KODIAK, Alaska - Alaska Aerospace Corporation's plans for a new launch pad have been delayed, not canceled.
In a four-hour board meeting Thursday at the Kodiak Launch Complex, CEO Craig Campbell confirmed that Lockheed-Martin's delays in finding customers for a new, larger Kodiak-launched rocket means at least a one-year delay in construction of Launch Pad 3.
"Now we're projecting into the 2015 period for the launch of the Athena III," Campbell said.
That timeline means construction will not begin until next summer at the earliest.
Work isn't standing still on the project that has been hailed as the future of the Narrow Cape complex. Campbell told board members he's keeping the ball moving on the environmental assessment that must take place before the launch pad can be built. "We expect that to roll forward in the next couple months, then go out to a public comment period," he said.
During the last session of the Alaska Legislature, Gov. Sean Parnell pledged $25 million in state support for the $125 million estimated cost of the launch pad. Financial "gates" are built in to that amount, ensuring Alaska Aerospace cannot move forward with construction and design until a contract is in hand and private financing in place.
Campbell said he has added restrictions of his own and will spend no more than $1 million until Lockheed commits to a launch date and signs a contract.
That amount takes the project to about 65 percent of design, but not engineering work, Campbell said.
The corporation stopped deliberately short of detailed engineering in an attempt to accommodate Orbital Sciences, another space company that has expressed an interest in launching from Kodiak.
Orbital's Antares rocket is designed differently than Lockheed's Athena III, and the new launch pad would need extra equipment to serve both rockets. Orbital is considering both Kodiak and Vandenberg Air Force Base in California as its West Coast launch site for the Antares, but it is not expected to decide between the two until early next year, after it launches its first Antares from a spaceport in Virginia.
"I don't want to get into an engineering and design concept for a solid-based rocket only to find out Orbital is coming here with a liquid-based rocket," Campbell said.
While the delay may pay off for Kodiak if another customer is willing to spend millions for permission to launch rockets from Alaska, the slow pace of development could continue if Congress drags its feet on the federal budget.
The vast majority of America's space projects are at least partially funded by the federal government, and Congress' inability to pass a new defense budget means multibillion-dollar contractors like Lockheed and Orbital don't know how much they can sell. That, in turn, means those companies don't know how many rockets they need to launch from places like Kodiak.

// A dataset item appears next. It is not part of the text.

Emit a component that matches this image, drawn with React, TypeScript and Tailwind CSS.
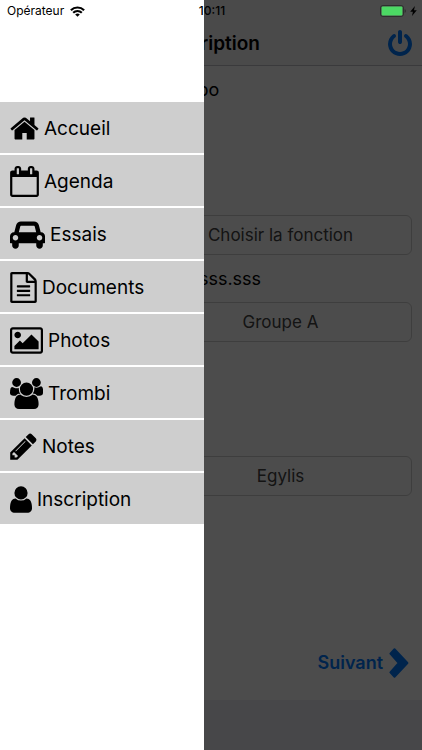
import React from 'react';

type IconProps = {
    d: string;
    viewBox: string;
    className: string;
};

function Icon({ d, viewBox, className }: IconProps) {
    return (
        <svg viewBox={viewBox} className={className} fill="currentColor" aria-hidden="true">
            <path d={d} />
        </svg>
    );
}

const menu = [
    {
        name: 'Accueil',
        href: '#accueil',
        viewBox: '64 0 1664 1792',
        size: 'h-[31px] w-[29px]',
        d: 'M1472 992v480q0 26-19 45t-45 19h-384v-384h-256v384h-384q-26 0-45-19t-19-45v-480q0-1 .5-3t.5-3l575-474 575 474q1 2 1 6zm223-69l-62 74q-8 9-21 11h-3q-13 0-21-7l-692-577-692 577q-12 8-24 7-13-2-21-11l-62-74q-8-10-7-23.5t11-21.5l719-599q32-26 76-26t76 26l244 204v-195q0-14 9-23t23-9h192q14 0 23 9t9 23v408l219 182q10 8 11 21.5t-7 23.5z',
    },
    {
        name: 'Agenda',
        href: '#agenda',
        viewBox: '64 0 1664 1792',
        size: 'h-[31px] w-[29px]',
        d: 'M192 1664h1408v-1024h-1408v1024zm384-1216v-288q0-14-9-23t-23-9h-64q-14 0-23 9t-9 23v288q0 14 9 23t23 9h64q14 0 23-9t9-23zm768 0v-288q0-14-9-23t-23-9h-64q-14 0-23 9t-9 23v288q0 14 9 23t23 9h64q14 0 23-9t9-23zm384-64v1280q0 52-38 90t-90 38h-1408q-52 0-90-38t-38-90v-1280q0-52 38-90t90-38h128v-96q0-66 47-113t113-47h64q66 0 113 47t47 113v96h384v-96q0-66 47-113t113-47h64q66 0 113 47t47 113v96h128q52 0 90 38t38 90z',
    },
    {
        name: 'Essais',
        href: '#essais',
        viewBox: '0 0 2048 1792',
        size: 'h-[31px] w-[35px]',
        d: 'M480 1088q0-66-47-113t-113-47-113 47-47 113 47 113 113 47 113-47 47-113zm36-320h1016l-89-357q-2-8-14-17.5t-21-9.5h-768q-9 0-21 9.5t-14 17.5zm1372 320q0-66-47-113t-113-47-113 47-47 113 47 113 113 47 113-47 47-113zm160-96v384q0 14-9 23t-23 9h-96v128q0 80-56 136t-136 56-136-56-56-136v-128h-1024v128q0 80-56 136t-136 56-136-56-56-136v-128h-96q-14 0-23-9t-9-23v-384q0-93 65.5-158.5t158.5-65.5h28l105-419q23-94 104-157.5t179-63.5h768q98 0 179 63.5t104 157.5l105 419h28q93 0 158.5 65.5t65.5 158.5z',
    },
    {
        name: 'Documents',
        href: '#documents',
        viewBox: '128 0 1536 1792',
        size: 'h-[31px] w-[27px]',
        d: 'M1596 380q28 28 48 76t20 88v1152q0 40-28 68t-68 28h-1344q-40 0-68-28t-28-68v-1600q0-40 28-68t68-28h896q40 0 88 20t76 48zm-444-244v376h376q-10-29-22-41l-313-313q-12-12-41-22zm384 1528v-1024h-416q-40 0-68-28t-28-68v-416h-768v1536h1280zm-1024-864q0-14 9-23t23-9h704q14 0 23 9t9 23v64q0 14-9 23t-23 9h-704q-14 0-23-9t-9-23v-64zm736 224q14 0 23 9t9 23v64q0 14-9 23t-23 9h-704q-14 0-23-9t-9-23v-64q0-14 9-23t23-9h704zm0 256q14 0 23 9t9 23v64q0 14-9 23t-23 9h-704q-14 0-23-9t-9-23v-64q0-14 9-23t23-9h704z',
    },
    {
        name: 'Photos',
        href: '#photos',
        viewBox: '64 0 1920 1792',
        size: 'h-[31px] w-[33px]',
        d: 'M704 576q0 80-56 136t-136 56-136-56-56-136 56-136 136-56 136 56 56 136zm1024 384v448h-1408v-192l320-320 160 160 512-512zm96-704h-1600q-13 0-22.5 9.5t-9.5 22.5v1216q0 13 9.5 22.5t22.5 9.5h1600q13 0 22.5-9.5t9.5-22.5v-1216q0-13-9.5-22.5t-22.5-9.5zm160 32v1216q0 66-47 113t-113 47h-1600q-66 0-113-47t-47-113v-1216q0-66 47-113t113-47h1600q66 0 113 47t47 113z',
    },
    {
        name: 'Trombi',
        href: '#trombi',
        viewBox: '64 0 1920 1792',
        size: 'h-[31px] w-[33px]',
        d: 'M657 896q-162 5-265 128h-134q-82 0-138-40.5t-56-118.5q0-353 124-353 6 0 43.5 21t97.5 42.5 119 21.5q67 0 133-23-5 37-5 66 0 159 93 297zm1071 637q0 120-73 189.5t-194 69.5h-874q-121 0-194-69.5t-73-189.5q0-53 3.5-103.5t14-109 26.5-108.5 43-97.5 62-81 85.5-53.5 111.5-20q10 0 43 21.5t73 48 107 48 135 21.5 135-21.5 107-48 73-48 43-21.5q61 0 111.5 20t85.5 53.5 62 81 43 97.5 26.5 108.5 14 109 3.5 103.5zm-1024-1277q0 106-75 181t-181 75-181-75-75-181 75-181 181-75 181 75 75 181zm704 384q0 159-112.5 271.5t-271.5 112.5-271.5-112.5-112.5-271.5 112.5-271.5 271.5-112.5 271.5 112.5 112.5 271.5zm576 225q0 78-56 118.5t-138 40.5h-134q-103-123-265-128 93-138 93-297 0-29-5-66 66 23 133 23 59 0 119-21.5t97.5-42.5 43.5-21q124 0 124 353zm-128-609q0 106-75 181t-181 75-181-75-75-181 75-181 181-75 181 75 75 181z',
    },
    {
        name: 'Notes',
        href: '#notes',
        viewBox: '128 0 1536 1792',
        size: 'h-[31px] w-[27px]',
        d: 'M491 1536l91-91-235-235-91 91v107h128v128h107zm523-928q0-22-22-22-10 0-17 7l-542 542q-7 7-7 17 0 22 22 22 10 0 17-7l542-542q7-7 7-17zm-54-192l416 416-832 832h-416v-416zm683 96q0 53-37 90l-166 166-416-416 166-165q36-38 90-38 53 0 91 38l235 234q37 39 37 91z',
    },
    {
        name: 'Inscription',
        href: '#inscription',
        viewBox: '256 0 1280 1792',
        size: 'h-[31px] w-[22px]',
        d: 'M1536 1399q0 109-62.5 187t-150.5 78h-854q-88 0-150.5-78t-62.5-187q0-85 8.5-160.5t31.5-152 58.5-131 94-89 134.5-34.5q131 128 313 128t313-128q76 0 134.5 34.5t94 89 58.5 131 31.5 152 8.5 160.5zm-256-887q0 159-112.5 271.5t-271.5 112.5-271.5-112.5-112.5-271.5 112.5-271.5 271.5-112.5 271.5 112.5 112.5 271.5z',
    },
];

const powerOff =
    'M1664 896q0 156-61 298t-164 245-245 164-298 61-298-61-245-164-164-245-61-298q0-182 80.5-343t226.5-270q43-32 95.5-25t83.5 50q32 42 24.5 94.5t-49.5 84.5q-98 74-151.5 181t-53.5 228q0 104 40.5 198.5t109.5 163.5 163.5 109.5 198.5 40.5 198.5-40.5 163.5-109.5 109.5-163.5 40.5-198.5q0-121-53.5-228t-151.5-181q-42-32-49.5-84.5t24.5-94.5q31-43 84-50t95 25q146 109 226.5 270t80.5 343zm-640-768v640q0 52-38 90t-90 38-90-38-38-90v-640q0-52 38-90t90-38 90 38 38 90z';

function TextRow({ label, value = '' }: { label: string; value?: string }) {
    return (
        <div className="flex h-[47px] pl-[139px]">
            <input aria-label={label} defaultValue={value} className="min-w-0 flex-1 bg-transparent px-1 outline-none" />
        </div>
    );
}

function PickerRow({ label, value }: { label: string; value: string }) {
    return (
        <div className="flex pl-[139px]">
            <button
                type="button"
                title={label}
                className="h-10 min-w-0 flex-1 rounded-md border border-[#cfcfcf] text-center text-[17px] text-[#444]"
            >
                {value}
            </button>
        </div>
    );
}

function StatusBar() {
    return (
        <div className="absolute inset-x-0 top-0 grid h-[22px] grid-cols-3 items-center pl-[7px] pr-[5px] text-xs text-black">
            <div className="flex items-center gap-[6px]">
                <span>Opérateur</span>
                <svg viewBox="0 0 15 11" className="h-[11px] w-[15px]" fill="none" stroke="currentColor" aria-hidden="true">
                    <path d="M.9 4.2a9.4 9.4 0 0 1 13.2 0" strokeWidth="2.2" />
                    <path d="M3.2 6.8a6 6 0 0 1 8.6 0" strokeWidth="2.1" />
                    <path d="M7.5 10.8 5.2 8.5a3.3 3.3 0 0 1 4.6 0z" fill="currentColor" stroke="none" />
                </svg>
            </div>
            <span className="text-center font-medium">10:11</span>
            <div className="flex items-center justify-end gap-1">
                <svg viewBox="0 0 26 12" className="h-3 w-[26px]" aria-hidden="true">
                    <rect x=".5" y=".5" width="23" height="11" rx="2.5" fill="none" stroke="#2e2e2e" />
                    <rect x="1.6" y="1.6" width="20.8" height="8.8" rx="1" fill="#4cd964" />
                    <path d="M24.6 4v4q1.3-.6 1.3-2t-1.3-2z" fill="#2e2e2e" />
                </svg>
                <svg viewBox="0 0 7 10" className="h-[10px] w-[7px]" fill="currentColor" aria-hidden="true">
                    <path d="M4.9 0 .2 5.7h2.7L2 10l4.8-5.8H4z" />
                </svg>
            </div>
        </div>
    );
}

export default function App() {
    return (
        <div className="relative flex min-h-screen flex-col bg-white font-['Inter',sans-serif] text-black">
            {/* Registration screen */}
            <header className="grid h-[66px] grid-cols-[1fr_auto_1fr] items-center border-b border-[#c4c4c8] bg-[#f8f8f8] px-2 pt-[22px]">
                <h1 className="col-start-2 text-[19px] font-semibold leading-[31px]">Inscription</h1>
                <button type="button" aria-label="Déconnexion" className="justify-self-end text-[#007aff]">
                    <Icon d={powerOff} viewBox="0 0 1792 1792" className="size-7" />
                </button>
            </header>

            <main className="flex flex-1 flex-col px-[10px] text-lg">
                <form>
                    <TextRow label="Nom" value="Bobobo" />
                    <TextRow label="Prénom" />
                    <TextRow label="Société" />
                    <div className="mt-2">
                        <PickerRow label="Fonction" value="Choisir la fonction" />
                    </div>
                    <TextRow label="Email" value="sss@sss.sss" />
                    <PickerRow label="Groupe" value="Groupe A" />
                    <TextRow label="Mobile" />
                    <TextRow label="Ville" />
                    <div className="mt-5">
                        <PickerRow label="Agence" value="Egylis" />
                    </div>
                </form>
                <div className="mt-auto flex justify-end pb-5 pr-[3px]">
                    <button type="button" className="flex items-center gap-[6px] font-semibold text-[#007aff]">
                        Suivant
                        <svg
                            viewBox="0 0 20 34"
                            className="h-[34px] w-5"
                            fill="currentColor"
                            stroke="currentColor"
                            strokeWidth="2"
                            strokeLinejoin="round"
                            aria-hidden="true"
                        >
                            <path d="M5.5 3.2 18.4 17 5.5 30.8 1.4 26.4 9.8 17 1.4 7.6z" />
                        </svg>
                    </button>
                </div>
            </main>

            <footer className="h-[50px] bg-[#efeff4]" />

            <div className="absolute inset-0 bg-black/70" />

            {/* Side menu */}
            <nav className="absolute inset-y-0 left-0 w-[204px] bg-white pt-[102px]">
                <ul className="flex flex-col gap-[2px]">
                    {menu.map((item) => (
                        <li key={item.name}>
                            <a
                                href={item.href}
                                className="flex h-[51px] items-center gap-[5px] bg-[#cecece] pl-[10px] pt-[2px] text-[19px] leading-[31px]"
                            >
                                <Icon d={item.d} viewBox={item.viewBox} className={item.size} />
                                {item.name}
                            </a>
                        </li>
                    ))}
                </ul>
            </nav>

            <StatusBar />
        </div>
    );
}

In addition, said Alaska Aerospace chief operating officer Mark Greby, companies like Orbital and Lockheed are awaiting the results of November's presidential election. President Barack Obama and Republican hopeful Mitt Romney have similar space policies, but a few percent difference in funding represents hundreds of millions, if not billions of dollars, Greby said. "In all honesty, they're all stalling to see which way the climate is going."
Until that weather forecast changes, Launch Pad 3 looks to be stuck in the cold.